The Rearview Mirror of Life
The Metamorphyx Journey - Part II
“Life can only be understood backward,” said Søren Kierkegaard, “but it must be lived forward.” Think about it . . . in that one sentence Kierkegaard captures more about the way we should live life than a dozen lectures and books on the topic.
I first encountered Kierkegaard’s wisdom in 1998, and the Danish theologian-philosopher deeply influenced my thinking. I call his jewel of wisdom the “rearview mirror of life” and I use that expression throughout the pages of Metamorphyx. Here’s a firsthand look at the principle . . . don’t miss its life change implications.
Some years ago, my good friend Jim, and I decided to take a week off, fly to Alaska, and backpack through Denali National Park. Our aspiration was to scale North America’s highest peak. Denali dominates the landscape north of Anchorage, rising 20,310 feet above sea level. We saw the trek as an exciting mid-life challenge. The Alaskan park ranger saw it otherwise. He cited a frightening scarcity of common sense by two novice hikers who lacked essential mountain climbing skills. He nixed our application.
Not discouraged, we redirected our climbing aspirations to the Continental Divide in the Colorado Rockies. That shaved off about seven thousand feet of mid-life challenge. At the base camp, we plotted our ascent. Day one’s trek left us utterly exhausted. Day two was no walk in the park either. But day three was the killer! With the continental summit in view, our rudimentary map-reading skills led us straight up massive rock fields that extracted every available ounce of energy we packed. At times, I even found myself crawling up the steep escarpments to prevent tumbling over backward. We pondered admitting defeat but pressed on.
When we finally reached the summit, all discouragement melted like sunburned ice and we reveled in the late-afternoon victory. We breathed in the brisk mountain air and marveled at the magnificent vistas to the east and west. We then contemplated our descent—which we needed to hasten before darkness set in.
And then we saw it.
There in plain view from the mountaintop was a well-groomed trail that snaked its way alongside the vicious rock fields that had taken us all day to conquer. We had completely missed it on the way up. That, my fellow travelers, is a snapshot of the rearview mirror of life. A tough ascent in a chapter of life . . . and then a new direction forward revealed by the life experience lesson.

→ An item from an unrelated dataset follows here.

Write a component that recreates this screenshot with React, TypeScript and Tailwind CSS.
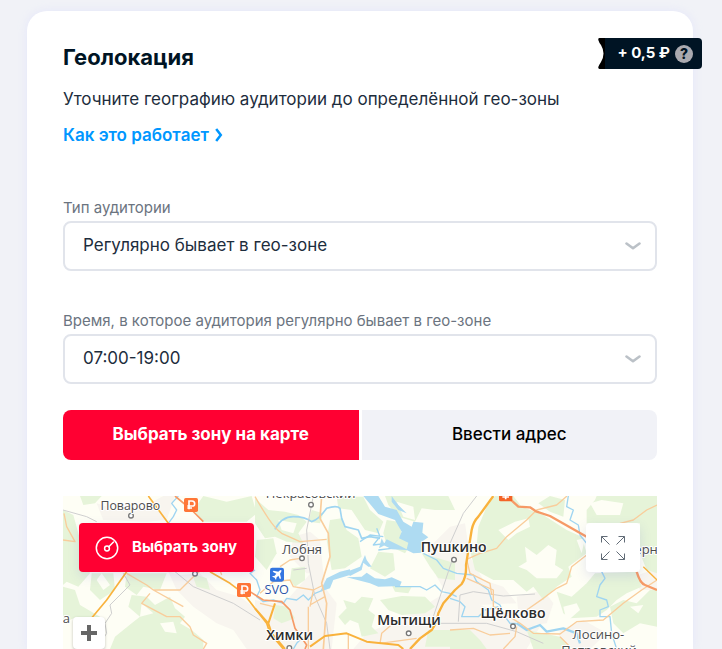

Rearview mirror perspective is a source of wisdom for life change. Jim and I hiked down the Rockies on a different path than we had chosen on the way up. That’s the value of understanding life backward and living it forward. It’s also the signature of a life learner aiming to embrace life experience . . . making well-informed life change decisions . . . and using those lessons to re-direct one’s pathway on the rugged climb of life.
Think about this on your personal pathway of life. If you have no sense that you’re being guided on the journey by the Divine Author of your circumstances—be they positive or difficult—then you’re no better off than Alice in Wonderland.
Alice, you may recall, was traveling down the road in Lewis Carroll’s iconic novel when she paused to ask the Cheshire Cat directions. The sassy cat (they’re all that way!) answered Alice’s question with one of his own. “Well, where are you going?” Alice didn’t know! So, Mr. Cat shrewdly advised her, “Well, my dear, then any road will get you there!”
Friends, don’t travel like Alice. Any road will not lead you to fulfilling life purpose; there are too many off ramps to nowhere. Instead, take all God has ordained for you in this life and dwell on their life change implications through your rearview mirror of life. Then, live life forward with a bold new pursuit of life purpose. You can be assured of this: the wider you open the door to personal life change; the wider God will open your door to fulfilling life purpose.